# START OF DATA TO USE
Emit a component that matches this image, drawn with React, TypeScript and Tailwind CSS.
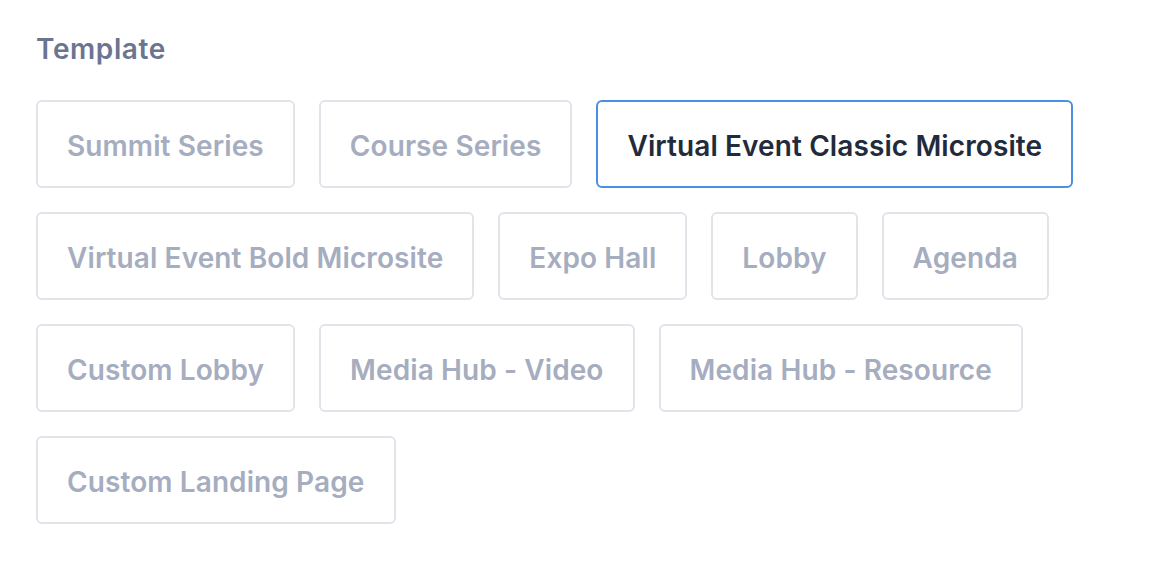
const templates = [
  "Summit Series",
  "Course Series",
  "Virtual Event Classic Microsite",
  "Virtual Event Bold Microsite",
  "Expo Hall",
  "Lobby",
  "Agenda",
  "Custom Lobby",
  "Media Hub - Video",
  "Media Hub - Resource",
  "Custom Landing Page",
];

export default function App() {
  const selected = "Virtual Event Classic Microsite";
  return (
    <div className="min-h-screen bg-white px-[36px] pt-[32px] font-['Inter',sans-serif]">
      <h2 className="text-[28px] font-semibold leading-[34px] text-[#6b7592] tracking-[0.6px]">
        Template
      </h2>
      <div className="mt-[34px] flex max-w-[1050px] flex-wrap gap-[24px]">
        {templates.map((t) => (
          <button
            key={t}
            className={
              t === selected
                ? "flex h-[88px] items-center rounded-[6px] border-2 border-[#4a90e2] bg-white px-[29px] pt-[4px] text-[28px] font-semibold text-[#222b3c] tracking-[0.1px]"
                : "flex h-[88px] items-center rounded-[6px] border-2 border-[#e2e4ea] bg-white px-[29px] pt-[4px] text-[28px] font-semibold text-[#a5adbf] tracking-[0.1px]"
            }
          >
            {t}
          </button>
        ))}
      </div>
    </div>
  );
}
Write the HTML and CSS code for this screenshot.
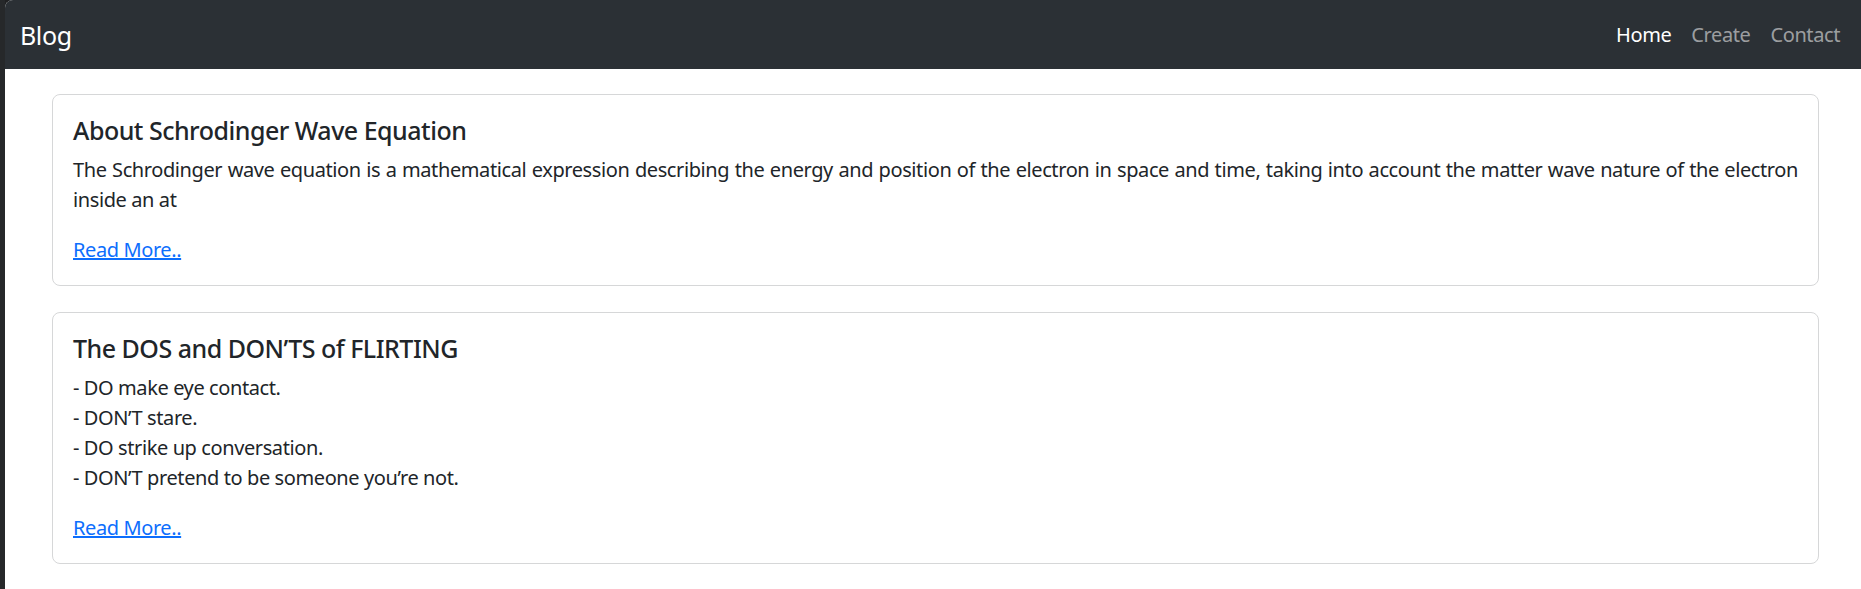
FILE: index.html
```html
<!DOCTYPE html>
<html lang="en">
<head>
<meta charset="utf-8">
<title>Blog</title>
<link rel="stylesheet" href="styles.css">
</head>
<body>
<div class="frame"></div>
<div class="app">
  <nav class="navbar">
    <a class="brand" href="#">Blog</a>
    <ul class="nav">
      <li><a class="nav-link active" href="#">Home</a></li>
      <li><a class="nav-link" href="#">Create</a></li>
      <li><a class="nav-link" href="#">Contact</a></li>
    </ul>
  </nav>
  <main class="content">
    <article class="card">
      <h5 class="card-title">About Schrodinger Wave Equation</h5>
      <p class="card-text">The Schrodinger wave equation is a mathematical expression describing the energy and position of the electron in space and time, taking into account the matter wave nature of the electron inside an at</p>
      <a class="read-more" href="#">Read More..</a>
    </article>
    <article class="card">
      <h5 class="card-title">The DOS and DON’TS of FLIRTING</h5>
      <p class="card-text">- DO make eye contact.<br>- DON’T stare.<br>- DO strike up conversation.<br>- DON’T pretend to be someone you’re not.</p>
      <a class="read-more" href="#">Read More..</a>
    </article>
  </main>
</div>
</body>
</html>
```

FILE: styles.css
```css
html, body {
  margin: 0;
  padding: 0;
  height: 100%;
}

body {
  display: flex;
  background: #1f2022;
  font-family: "Noto Sans", "Open Sans", sans-serif;
  color: #212529;
  overflow: hidden;
  letter-spacing: -0.4px;
}

.frame {
  width: 5px;
  flex: none;
  background: #26282a;
}

.app {
  flex: 1;
  background: #ffffff;
  border-top-left-radius: 8px;
  overflow: hidden;
}

.navbar {
  height: 69px;
  background: #2b3035;
  display: flex;
  align-items: center;
  justify-content: space-between;
  padding: 0 11px 0 15px;
  box-sizing: border-box;
}

.brand {
  color: #ffffff;
  font-size: 25px;
  line-height: 30px;
  text-decoration: none;
}

.nav {
  list-style: none;
  margin: 0;
  padding: 0;
  display: flex;
}

.nav-link {
  display: block;
  padding: 0 10px;
  font-size: 20px;
  line-height: 30px;
  color: rgba(255, 255, 255, 0.55);
  text-decoration: none;
}

.nav-link.active {
  color: #ffffff;
}

.content {
  padding: 25px 42px 0 47px;
  display: flex;
  flex-direction: column;
  gap: 26px;
}

.card {
  border: 1px solid #d6d7d8;
  border-radius: 8px;
  padding: 20px;
}

.card-title {
  margin: 0 0 10px;
  font-size: 25px;
  line-height: 30px;
  font-weight: 500;
  letter-spacing: -0.5px;
}

.card-text {
  margin: 0 0 20px;
  font-size: 20px;
  line-height: 30px;
  text-align: justify;
}

.read-more {
  display: inline-block;
  font-size: 20px;
  line-height: 30px;
  color: #0d6efd;
  text-decoration: underline;
}
```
# END OF DATA TO USE
Repeat the data exactly, dropping every picture it holds.

Emit a component that matches this image, drawn with React, TypeScript and Tailwind CSS.
const templates = [
  "Summit Series",
  "Course Series",
  "Virtual Event Classic Microsite",
  "Virtual Event Bold Microsite",
  "Expo Hall",
  "Lobby",
  "Agenda",
  "Custom Lobby",
  "Media Hub - Video",
  "Media Hub - Resource",
  "Custom Landing Page",
];

export default function App() {
  const selected = "Virtual Event Classic Microsite";
  return (
    <div className="min-h-screen bg-white px-[36px] pt-[32px] font-['Inter',sans-serif]">
      <h2 className="text-[28px] font-semibold leading-[34px] text-[#6b7592] tracking-[0.6px]">
        Template
      </h2>
      <div className="mt-[34px] flex max-w-[1050px] flex-wrap gap-[24px]">
        {templates.map((t) => (
          <button
            key={t}
            className={
              t === selected
                ? "flex h-[88px] items-center rounded-[6px] border-2 border-[#4a90e2] bg-white px-[29px] pt-[4px] text-[28px] font-semibold text-[#222b3c] tracking-[0.1px]"
                : "flex h-[88px] items-center rounded-[6px] border-2 border-[#e2e4ea] bg-white px-[29px] pt-[4px] text-[28px] font-semibold text-[#a5adbf] tracking-[0.1px]"
            }
          >
            {t}
          </button>
        ))}
      </div>
    </div>
  );
}
Write the HTML and CSS code for this screenshot.
FILE: index.html
```html
<!DOCTYPE html>
<html lang="en">
<head>
<meta charset="utf-8">
<title>Blog</title>
<link rel="stylesheet" href="styles.css">
</head>
<body>
<div class="frame"></div>
<div class="app">
  <nav class="navbar">
    <a class="brand" href="#">Blog</a>
    <ul class="nav">
      <li><a class="nav-link active" href="#">Home</a></li>
      <li><a class="nav-link" href="#">Create</a></li>
      <li><a class="nav-link" href="#">Contact</a></li>
    </ul>
  </nav>
  <main class="content">
    <article class="card">
      <h5 class="card-title">About Schrodinger Wave Equation</h5>
      <p class="card-text">The Schrodinger wave equation is a mathematical expression describing the energy and position of the electron in space and time, taking into account the matter wave nature of the electron inside an at</p>
      <a class="read-more" href="#">Read More..</a>
    </article>
    <article class="card">
      <h5 class="card-title">The DOS and DON’TS of FLIRTING</h5>
      <p class="card-text">- DO make eye contact.<br>- DON’T stare.<br>- DO strike up conversation.<br>- DON’T pretend to be someone you’re not.</p>
      <a class="read-more" href="#">Read More..</a>
    </article>
  </main>
</div>
</body>
</html>
```

FILE: styles.css
```css
html, body {
  margin: 0;
  padding: 0;
  height: 100%;
}

body {
  display: flex;
  background: #1f2022;
  font-family: "Noto Sans", "Open Sans", sans-serif;
  color: #212529;
  overflow: hidden;
  letter-spacing: -0.4px;
}

.frame {
  width: 5px;
  flex: none;
  background: #26282a;
}

.app {
  flex: 1;
  background: #ffffff;
  border-top-left-radius: 8px;
  overflow: hidden;
}

.navbar {
  height: 69px;
  background: #2b3035;
  display: flex;
  align-items: center;
  justify-content: space-between;
  padding: 0 11px 0 15px;
  box-sizing: border-box;
}

.brand {
  color: #ffffff;
  font-size: 25px;
  line-height: 30px;
  text-decoration: none;
}

.nav {
  list-style: none;
  margin: 0;
  padding: 0;
  display: flex;
}

.nav-link {
  display: block;
  padding: 0 10px;
  font-size: 20px;
  line-height: 30px;
  color: rgba(255, 255, 255, 0.55);
  text-decoration: none;
}

.nav-link.active {
  color: #ffffff;
}

.content {
  padding: 25px 42px 0 47px;
  display: flex;
  flex-direction: column;
  gap: 26px;
}

.card {
  border: 1px solid #d6d7d8;
  border-radius: 8px;
  padding: 20px;
}

.card-title {
  margin: 0 0 10px;
  font-size: 25px;
  line-height: 30px;
  font-weight: 500;
  letter-spacing: -0.5px;
}

.card-text {
  margin: 0 0 20px;
  font-size: 20px;
  line-height: 30px;
  text-align: justify;
}

.read-more {
  display: inline-block;
  font-size: 20px;
  line-height: 30px;
  color: #0d6efd;
  text-decoration: underline;
}
```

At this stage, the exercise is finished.